AN INITIATIVE dating back to the 1920s could make a comeback and see a hut built in a woodland near Gifford.

The concept of hutting in Scotland dates back to between the First and Second World Wars.

Now, plans are with East Lothian Council which would see a hut built in the southern section of Wynd Wood, to the west of Gifford.

According to the plans: “During the 1920s and ’30s, people from inner cities and industrial towns sought a refuge away from the grime, noise and pollution and head out into the countryside whenever they could manage.

“Communities of hutters flourished and these were not honeypot sites or holiday homes built for profit but a working-class, self-motivated need to get away from their daily, hard lives.

“Carbeth Hutting site in Stirlingshire is a living example of a large hutting site, with their huts being passed down through generations and it is now considered a conservation area.

“Without painting an overly bucolic picture of such developments, as these sites were not fancy, they were not really designed, they were not country second homes, but simply built by families who had not very much but just loved the freedom their hut could provide to enjoy a happy place where opportunities to get some fresh air and recreation (fishing, allotments, swimming) were abundant.”

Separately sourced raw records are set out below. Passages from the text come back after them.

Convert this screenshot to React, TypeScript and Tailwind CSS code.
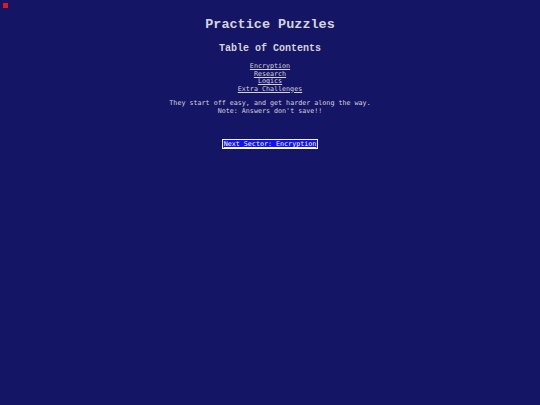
const links = ['Encryption', 'Research', 'Logics', 'Extra Challenges'];

export default function App() {
  return (
    <div className="relative min-h-[405px] w-full bg-[#151565] text-[#d4d4dc] text-center">
      <div className="absolute left-[3px] top-[3px] h-[5px] w-[5px] bg-[#e01818]" />
      <h1 className="pt-[16px] font-['Liberation_Mono',monospace] text-[13.5px] font-bold leading-[18px]">
        Practice Puzzles
      </h1>
      <h2 className="mt-[8px] font-['Liberation_Mono',monospace] text-[10px] font-bold leading-[14px]">
        Table of Contents
      </h2>
      <div className="mt-[7px] flex flex-col items-center font-['DejaVu_Sans_Mono',monospace] text-[6.7px] leading-[7.5px]">
        {links.map((l) => (
          <a key={l} href="#" className="underline">
            {l}
          </a>
        ))}
      </div>
      <p className="mt-[7px] font-['DejaVu_Sans_Mono',monospace] text-[6.7px] leading-[7.5px]">
        They start off easy, and get harder along the way.
        <br />
        Note: Answers don't save!!
      </p>
      <div className="mt-[24px] flex justify-center">
        <button className="border border-white bg-[#1010ff] px-[1px] font-['DejaVu_Sans_Mono',monospace] text-[6.7px] leading-[8px] text-white underline">
          Next Sector: Encryption
        </button>
      </div>
    </div>
  );
}
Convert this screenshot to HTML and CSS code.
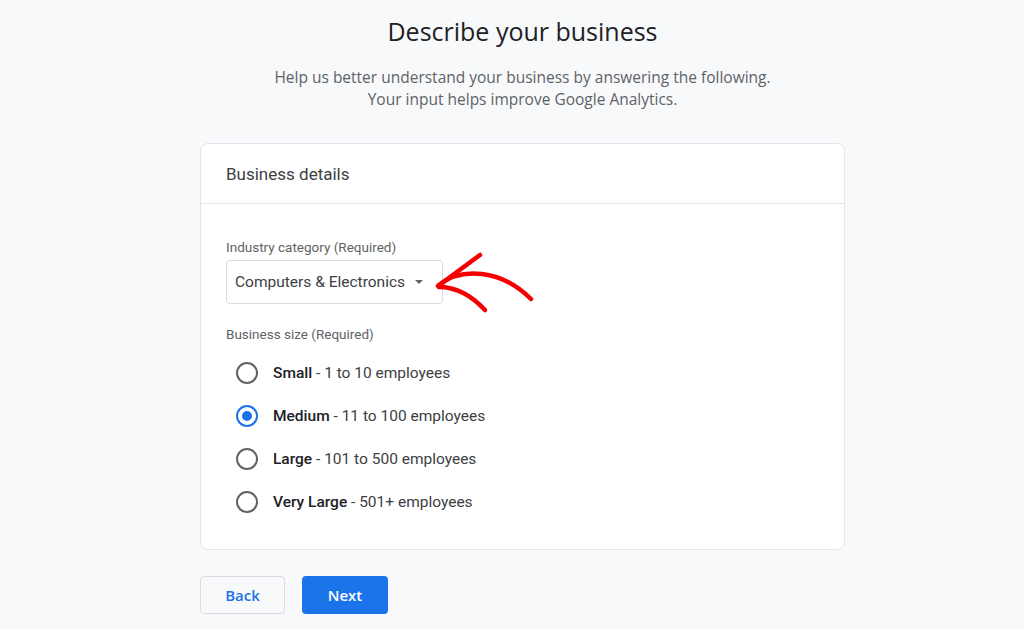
FILE: index.html
```html
<!DOCTYPE html>
<html lang="en">
<head>
    <meta charset="UTF-8">
    <meta name="viewport" content="width=device-width, initial-scale=1.0">
    <title>Describe your business</title>
    <link rel="stylesheet" href="styles.css">
</head>
<body>
    <div class="page">
        <!-- Intro -->
        <header class="intro">
            <h1>Describe your business</h1>
            <p>Help us better understand your business by answering the following.<br>Your input helps improve Google Analytics.</p>
        </header>

        <!-- Business details card -->
        <section class="card">
            <div class="card-header">Business details</div>
            <div class="card-body">
                <div class="field-label">Industry category (Required)</div>
                <div class="select-row">
                    <div class="select-box">
                        <span>Computers &amp; Electronics</span>
                        <span class="caret"></span>
                    </div>
                    <svg class="annotation" width="110" height="70" viewBox="0 0 110 70">
                        <path d="M49 8 L7 39" />
                        <path d="M8 38 C 30 20, 70 22, 100 52" />
                        <path d="M8 40 C 25 40, 40 48, 54 63" />
                    </svg>
                </div>

                <div class="field-label size-label">Business size (Required)</div>
                <ul class="radio-list">
                    <li class="radio-item"><span class="radio"></span><span><b>Small</b> - 1 to 10 employees</span></li>
                    <li class="radio-item"><span class="radio checked"></span><span><b>Medium</b> - 11 to 100 employees</span></li>
                    <li class="radio-item"><span class="radio"></span><span><b>Large</b> - 101 to 500 employees</span></li>
                    <li class="radio-item"><span class="radio"></span><span><b>Very Large</b> - 501+ employees</span></li>
                </ul>
            </div>
        </section>

        <!-- Actions -->
        <div class="actions">
            <button class="btn btn-back">Back</button>
            <button class="btn btn-next">Next</button>
        </div>
    </div>
</body>
</html>
```

FILE: styles.css
```css
/* General */
body {
    margin: 0;
    background-color: #f8f9fa;
    font-family: Roboto, 'Noto Sans', sans-serif;
    color: #202124;
}

.page {
    width: 645px;
    margin-left: calc(50% - 312px);
    padding-top: 13px;
}

/* Intro */
.intro {
    text-align: center;
}

.intro h1 {
    margin: 0;
    font-family: 'Open Sans', Roboto, sans-serif;
    font-size: 25px;
    font-weight: 400;
    line-height: 36px;
    color: #202124;
}

.intro p {
    margin: 17px 0 0;
    font-family: 'Open Sans', Roboto, sans-serif;
    font-size: 15.5px;
    line-height: 22px;
    color: #5f6368;
}

/* Card */
.card {
    margin-top: 33px;
    background-color: #fff;
    border: 1px solid #e3e5e8;
    border-radius: 8px;
}

.card-header {
    padding: 20px 25px 19px;
    font-size: 17px;
    line-height: 20px;
    color: #3c4043;
    border-bottom: 1px solid #e3e5e8;
}

.card-body {
    padding: 35px 25px 26px;
}

.field-label {
    font-size: 13.5px;
    line-height: 16px;
    color: #5f6368;
}

.select-row {
    display: flex;
    align-items: flex-start;
    margin-top: 5px;
}

.select-box {
    display: flex;
    align-items: center;
    gap: 10px;
    height: 42px;
    padding: 0 19px 0 8px;
    border: 1px solid #dadce0;
    border-radius: 4px;
    font-size: 15.5px;
    color: #3c4043;
}

.caret {
    width: 0;
    height: 0;
    border-left: 4px solid transparent;
    border-right: 4px solid transparent;
    border-top: 4px solid #5f6368;
}

.annotation {
    margin: -13px 0 0 -12px;
}

.annotation path {
    fill: none;
    stroke: #f40000;
    stroke-width: 4.5;
    stroke-linecap: round;
}

.size-label {
    margin-top: 9px;
}

/* Radios */
.radio-list {
    list-style-type: none;
    margin: 9px 0 0;
    padding: 0;
}

.radio-item {
    display: flex;
    align-items: center;
    gap: 15px;
    height: 43px;
    padding-left: 10px;
    font-size: 15.5px;
    color: #3c4043;
}

.radio-item b {
    font-weight: 500;
    color: #202124;
}

.radio {
    box-sizing: border-box;
    width: 22px;
    height: 22px;
    border: 2px solid #5f6368;
    border-radius: 50%;
    display: flex;
    align-items: center;
    justify-content: center;
}

.radio.checked {
    border-color: #1a73e8;
}

.radio.checked::after {
    content: '';
    width: 10px;
    height: 10px;
    border-radius: 50%;
    background-color: #1a73e8;
}

/* Actions */
.actions {
    display: flex;
    gap: 17px;
    margin-top: 26px;
}

.btn {
    height: 38px;
    border-radius: 4px;
    font-family: 'Open Sans', Roboto, sans-serif;
    font-size: 15px;
    font-weight: 600;
    cursor: pointer;
}

.btn-back {
    width: 85px;
    background-color: #f8f9fa;
    border: 1px solid #dadce0;
    color: #1a73e8;
}

.btn-next {
    width: 86px;
    background-color: #1a73e8;
    border: none;
    color: #fff;
}
```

Joe and Layla Tree, described as “keen environmentalists”, have purchased Wynd Wood, with the land, covered with oak and Scots Pine, stretching to more than 2.5-hectares.

A composting toilet is already in place “near, but not too close, to the hut”.

The planning statement notes: “The applicants are going for a contemporary design which they developed themselves.

“It is orientated to have the primary elevation facing south looking over the rolling fields around Bolton Muir.

“Views and solar gain are the obvious reasons for this.

“The northern side is fairly plain but allows for daylighting into the living space.

“An internal mezzanine level is incorporated to allow a loft bed.”

The Tree family live less than 20 miles away from the site and intend to cycle to their hut, which measures about 6.5 metres by 4.6 metres internally, whenever possible.

The plans have been discussed by Humbie, East and West Saltoun, and Bolton Community Council. Rosemary Greenhill, chairwoman of the group, said: “We are still doing our research and have not formed a final view.”